MH: Transportation planning cannot only be about facilitating quick traffic through the city. Transportation planning should be about efficiently moving traffic within the city, connecting nearby neighborhoods more directly and certainly avoiding designs that divide neighborhoods.

Fort Wayne had been a city that once planned for boulevards that added to the commonwealth of the citizens and burnished the neighborhoods they touched.

Those investing in historic neighborhoods should have confidence that there is somewhat at the helm of the city who is appreciative of the principles of Daniel Burnham. And, it should be noted, Mr. Burnham also laid out the principles that all improved streets, once built, should be well-maintained.RJ: Transportation and traffic concerns are vital for historic neighborhoods. My understanding of this issue is confirmed by my support of John Shoaff’s efforts to reduce the scale of the West State road expansion due to its pending negative effects on the neighborhoods of Northside and Forest Park. I also note how important trails and the Greenway have been to the positive direction in the historic neighborhoods of my district.

TD: Historic Buildings will always trump roads.

JC: Both transportation and traffic concerns and historic character are important. Each individual project would determine who relatively important they were on that project.

MA: Transportation directors and historic partners will have to come to terms on this particular part of planning. If we make traffic flow difficult no one will want to travel to see the history and beauty of the area.

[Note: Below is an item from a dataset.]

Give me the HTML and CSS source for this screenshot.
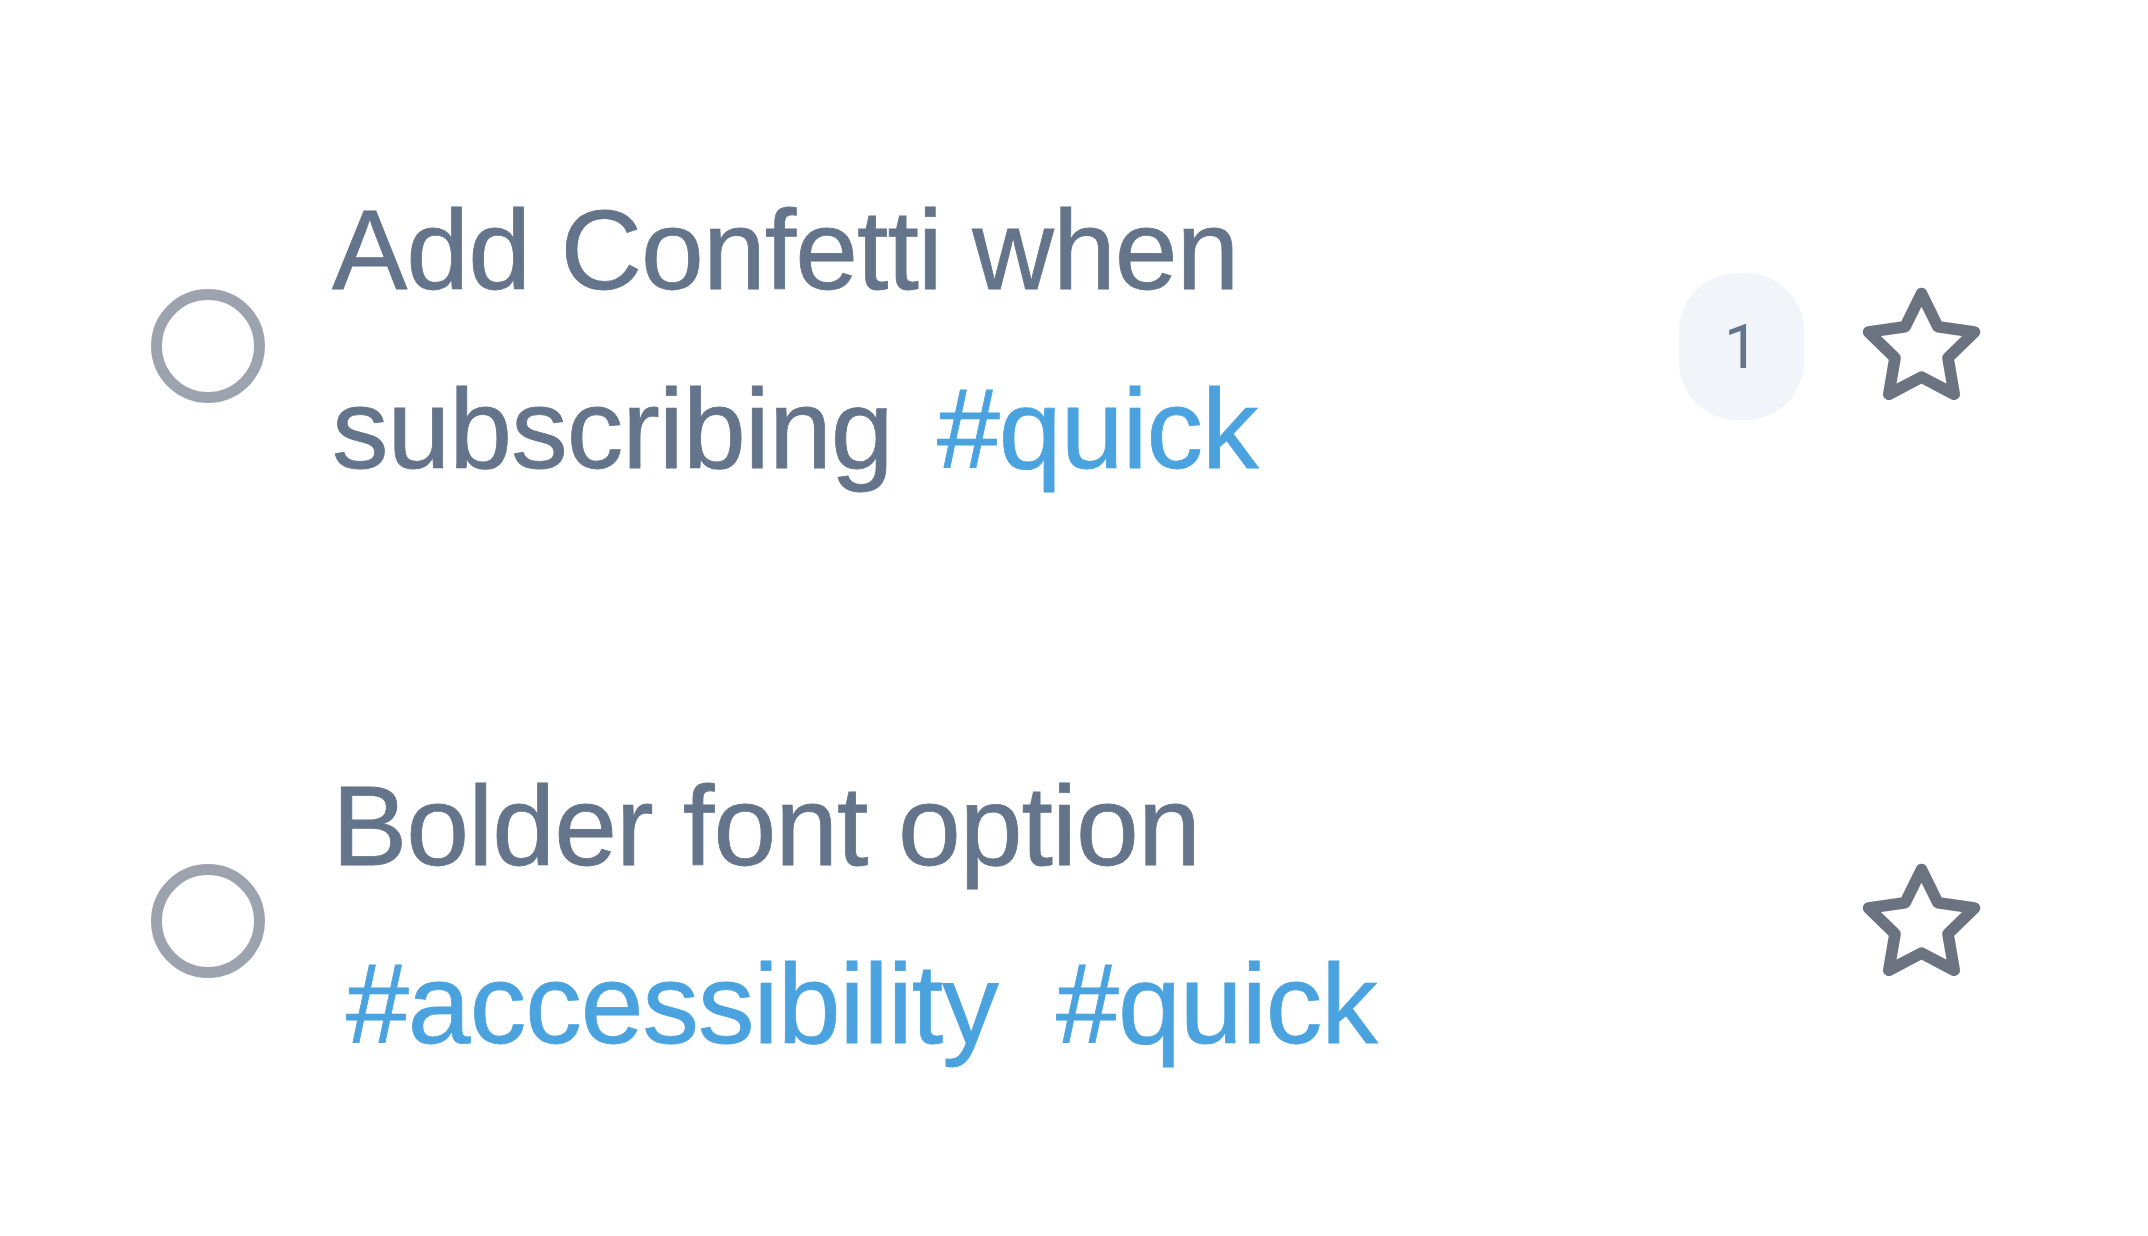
FILE: index.html
```html
<!DOCTYPE html>
<html lang="en">
<head>
<meta charset="utf-8">
<title>Tasks</title>
<link rel="stylesheet" href="styles.css">
</head>
<body>
<ul class="list">
  <li class="row">
    <span class="check"></span>
    <div class="text">Add Confetti when subscribing <span class="tag">#quick</span></div>
    <span class="badge">1</span>
    <svg class="star" viewBox="0 0 24 24" fill="none" stroke="currentColor" stroke-width="2.2" stroke-linecap="round" stroke-linejoin="round"><polygon points="12 2 15.09 8.26 22 9.27 17 14.14 18.18 21.02 12 17.77 5.82 21.02 7 14.14 2 9.27 8.91 8.26 12 2"/></svg>
  </li>
  <li class="row">
    <span class="check"></span>
    <div class="text">Bolder font option <span class="tag">#accessibility</span> <span class="tag">#quick</span></div>
    <svg class="star" viewBox="0 0 24 24" fill="none" stroke="currentColor" stroke-width="2.2" stroke-linecap="round" stroke-linejoin="round"><polygon points="12 2 15.09 8.26 22 9.27 17 14.14 18.18 21.02 12 17.77 5.82 21.02 7 14.14 2 9.27 8.91 8.26 12 2"/></svg>
  </li>
</ul>
</body>
</html>
```

FILE: styles.css
```css
* {
  box-sizing: border-box;
}

html, body {
  margin: 0;
  padding: 0;
  background: #ffffff;
}

body {
  font-family: "Liberation Sans", Arial, sans-serif;
}

.list {
  list-style: none;
  margin: 0;
  padding: 56px 0 0 0;
}

.row {
  display: flex;
  align-items: center;
  padding: 105px 163px 105px 151px;
}

.check {
  flex: none;
  width: 114px;
  height: 114px;
  border: 11px solid #9ca3af;
  border-radius: 50%;
  margin-top: 4px;
  margin-right: 67px;
}

.text {
  flex: 1;
  min-width: 0;
  font-size: 113px;
  letter-spacing: -1px;
  line-height: 178.75px;
  color: #64748b;
  -webkit-text-stroke: 0.8px #64748b;
  padding-bottom: 8px;
  margin-right: 60px;
}

.tag {
  color: #4aa3df;
  -webkit-text-stroke: 0.8px #4aa3df;
  margin: 0 14px;
}

.badge {
  flex: none;
  width: 125px;
  height: 147px;
  border-radius: 58px;
  background: #f1f5f9;
  color: #64748b;
  font-family: Roboto, "Liberation Sans", sans-serif;
  font-size: 62px;
  display: flex;
  align-items: center;
  justify-content: center;
  margin-top: 6px;
  margin-right: 54px;
}

.star {
  flex: none;
  width: 127px;
  height: 127px;
  margin-top: 6px;
  color: #6b7280;
}
```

MB: See #4. Comprehensive planning is important to balance important issues such as walkability, traffic flow and neighborhood enhancement, while maintaining the integrity of those neighborhoods.

TF: Transportation enhancements give communities more & better access to a vibrant historic downtown. Bike paths, improved roads, makes it easier to get to jobs & improves the quality of lives of the citizens. We need to preserve landscaping, roads & protect the scenic or historic easements of the historic site. Historic signs & markers must be coordinated with higher traffic areas and routes to historical districts.